Besonders deutlich wurde dies im vergangen Jahr, als mehrfach Neonazis aus dem Jerichower Land gemeinsam mit weiteren „Kameraden“ aus der Region in und um Magdeburg versuchten, Antifaschist_innen in Burg anzugreifen. Hier kam es Mitte Juli zu einer verbalen Auseinandersetzung zwischen den zwei stadtbekannten Neonazis Susanne K. (wohnhaft in Burg) und Bianka S. (wohnhaft in Stegelitz) sowie einigen Antifaschist_innen. Wenige Stunden danach hatten die beteiligten Neonazis Verstärkung geholt – etwa 15 Personen, die teils eigens aus Magdeburg angreist kamen. Gemeinsam lauerten sie Burger Antifas auf und versuchten wiederum, sie bewaffnet anzugreifen.
Eine der zentralen Personen dabei ist Martin S. (wohnhaft in Magdeburg), der von dort aus eine Führungsposition im „Die Rechte“-Kreisverband einnimmt. Zuvor war er bei den „Freien Kräften Magdeburg/Schönebeck“ und den „Autonomen Nationalisten Magdeburg-Süd“ aktiv. Als im November 2013 eine antifaschistische Demonstration durch Burg lief, sammelten sich Martin S., Ingo Zimmermann und etwa 15 weitere Neonazis aus Magdeburg und Gommern (Jerichower Land) zunächst im Stadtteil Burg-Süd. Anschließend versuchten sie, die Demo zu stören.
Facebook als einziges Sprachrohr
Dass bei den Neonazis, die der Partei „Die Rechte“ in Sachsen-Anhalt zugerechnet werden können, die Gewaltbereitschaft gegenüber politischen Gegner_innen besonders ausgeprägt ist, zeigt ihr Internet-Auftritt im sozialen Netzwerk Facebook.

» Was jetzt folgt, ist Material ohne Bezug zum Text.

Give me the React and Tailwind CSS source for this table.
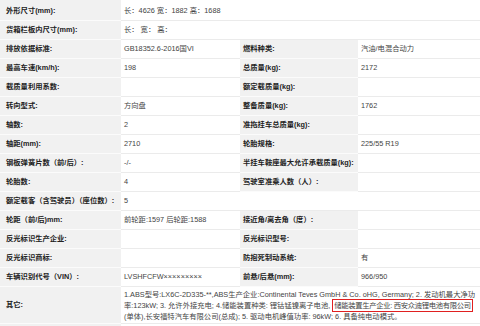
const rows = [
  ['外形尺寸(mm):', '长：4626 宽：1882 高：1688', null, null],
  ['货箱栏板内尺寸(mm):', '长： 宽： 高：', null, null],
  ['排放依据标准:', 'GB18352.6-2016国VI', '燃料种类:', '汽油/电混合动力'],
  ['最高车速(km/h):', '198', '总质量(kg):', '2172'],
  ['载质量利用系数:', '', '额定载质量(kg):', ''],
  ['转向型式:', '方向盘', '整备质量(kg):', '1762'],
  ['轴数:', '2', '准拖挂车总质量(kg):', ''],
  ['轴距(mm):', '2710', '轮胎规格:', '225/55 R19'],
  ['钢板弹簧片数（前/后）:', '-/-', '半挂车鞍座最大允许承载质量(kg):', ''],
  ['轮胎数:', '4', '驾驶室准乘人数（人）:', ''],
  ['额定载客（含驾驶员）（座位数）:', '5', null, null],
  ['轮距（前/后)mm:', '前轮距:1597 后轮距:1588', '接近角/离去角（度）:', ''],
  ['反光标识生产企业:', '', '反光标识型号:', ''],
  ['反光标识商标:', '', '防抱死制动系统:', '有'],
  ['车辆识别代号（VIN）:', 'LVSHFCFW×××××××××', '前悬/后悬(mm):', '966/950'],
]

// latin glyphs from Liberation Sans, CJK from Noto
const font = { fontFamily: '"Liberation Sans", "Noto Sans CJK SC", sans-serif' }

function Label({ text, first, left }) {
  return (
    <div
      className={`flex items-center bg-[#f1f1f1] border-b border-[#fbfbfb] font-bold text-[#222] whitespace-nowrap overflow-hidden ${left ? 'pl-[6px]' : 'pl-[3px]'} ${first ? 'pt-[2px]' : ''}`}
    >
      {text}
    </div>
  )
}

function Value({ text, first, span }) {
  return (
    <div
      className={`flex items-center bg-white border-b border-[#ebebeb] pl-[3px] text-[#444] whitespace-nowrap overflow-hidden ${span ? 'col-span-2' : ''} ${first ? 'pt-[2px]' : ''}`}
    >
      {text}
    </div>
  )
}

function SpecRow({ row, first }) {
  const [l1, v1, l2, v2] = row
  return (
    <div className={`grid grid-cols-[121px_119px_118px_122px] ${first ? 'h-[21px]' : 'h-[19px]'}`}>
      <Label text={l1} first={first} left />
      <Value text={v1} first={first} />
      {l2 === null ? (
        <Value text="" first={first} span />
      ) : (
        <>
          <Label text={l2} first={first} />
          <Value text={v2} first={first} />
        </>
      )}
    </div>
  )
}

export default function App() {
  return (
    <div className="w-[480px] h-[326px] overflow-hidden bg-white text-[7.3px] leading-none" style={font}>
      {rows.map((row, i) => (
        <SpecRow key={i} row={row} first={i === 0} />
      ))}
      <div className="grid grid-cols-[121px_359px] h-[37px]">
        <div className="flex items-center bg-[#f1f1f1] border-b border-[#fbfbfb] pl-[6px] font-bold text-[#222]">
          其它:
        </div>
        <div className="flex flex-col justify-center bg-white border-b border-[#ebebeb] pl-[3px] text-[#444] leading-[11px] whitespace-nowrap overflow-hidden">
          <div>1.ABS型号:LX6C-2D335-**,ABS生产企业:Continental Teves GmbH &amp; Co. oHG, Germany; 2. 发动机最大净功</div>
          <div>
            率:123kW; 3. 允许外接充电; 4.储能装置种类: 锂钴锰镍离子电池,{' '}
            <span className="border-[1.5px] border-[#e02020] px-[1px] py-[1px] tracking-[-0.3px]">储能装置生产企业: 西安众迪锂电池有限公司</span>
          </div>
          <div>(单体),长安福特汽车有限公司(总成); 5. 驱动电机峰值功率: 96kW; 6. 具备纯电动模式。</div>
        </div>
      </div>
      <div className="grid grid-cols-[121px_359px] h-[19px]">
        <div className="bg-[#f1f1f1]" />
        <div className="bg-white" />
      </div>
    </div>
  )
}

Im vergangenen Jahr war die Facebook-Seite „Bürgerbündnis Zukunft in Anhalt“ gestartet worden – anfangs bestückt mit Hinweisen auf soziale Probleme, dann immer mehr fokussiert auf eine „Auseinandersetzung“ mit antifaschistischen Strukturen in Burg, die als „linke Terroristen“ dargestellt wurden.
Anfang 2014 wurde die Seite durch das „Infoportal Jerichower Land“ ersetzt. Der Name und die Verwendung des Landkreiswappens sollen einen „offiziellen“ Eindruck erwecken. Tatsächlich ist die Seite voller Falschmeldungen, darunter die frei erfundene Behauptung, ein Kind sei im Burger Goethepark von mehreren MigrantInnen verfolgt und bedrängt worden. Ziel des Berichts war offensichtlich eine rassistische Stimmungsmache. Anheizen sollten auch – ebenfalls erfundene – Berichte, nach denen mehrere Antifas einen „Nationalisten“ auf dem Magdalenenplatz zusammengeschlagen hätten.
Nachdem die Behauptung nicht zu halten war, verschwand der ganze Beitrag. Dafür wurden Namen und weitere persönliche Angaben zu Antifaschist_innen aus Burg geposted. Die Quittung dafür: erst die Sperrung, dann die Löschung der gesamten Seite. Wenige Tage später wurde eine neue Seite mit dem alten Namen angemeldet, sie existiert bis heute.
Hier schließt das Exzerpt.